I know it's ME who needs to do the self-talk to boost my morale. But it really does feel good to be able to speak about my burdening self-doubts to folks who perhaps will understand and not judge for perhaps you, too, have similar fears.
Thanks for being there - and thank you so much for reading and caring. My heart, soul and thoughts are with you all.

Dr Musli Ferati
May, 31 2013 at 8:48 pm

Among these useful suggestions on satisfying recovering from any mental disorder, the fifth one indicate crucial importance on treatment and management of respective mental illness. I mean to say that the health way to manage daily life with its difficulties should be an excellent manner to overcome psychosocial hardness, as provocative and stimulating factor to relapse of mental disorder.
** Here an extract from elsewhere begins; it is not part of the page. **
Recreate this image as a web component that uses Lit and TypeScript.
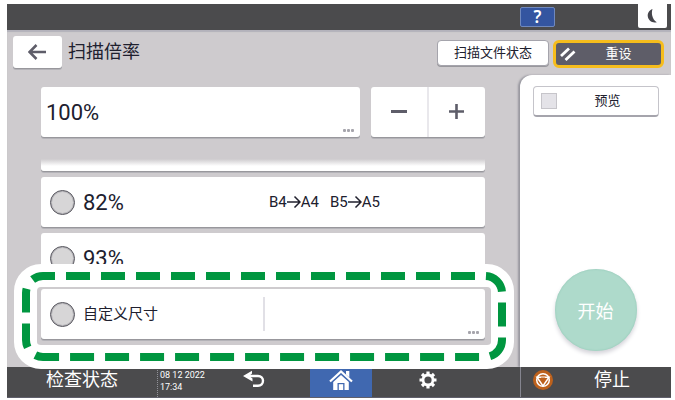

Beside this utilitarian effect of self-care, patient with mental illness teach routine daily engagement on maintenance of personal hygiene, the primary aspect of global wellness.In this category of take-care partakes the regimen of feeding, regular intake of psychiatric remedies, healthy sleeping, and many others social skills that improve and develop social supportive network. On the other side, these recommendation ought to be as guideline in current psychiatric treatment of psychiatric patient, in order to return their impair self-esteem and the meaning of social living as well.

cindyaka
May, 27 2013 at 7:12 am

You're right about acceptance,I lost too many years to bipolar because I didn't want to accept that something might be wrong. I knew it wasn't normal to feel and act like a yo-yo, yet someone suggesting I see a pdoc scared the hell out of me. I finally stopped denying there was a problem and did seek help once it was suggested. It's great to feel normal and be in remission (so far,so good).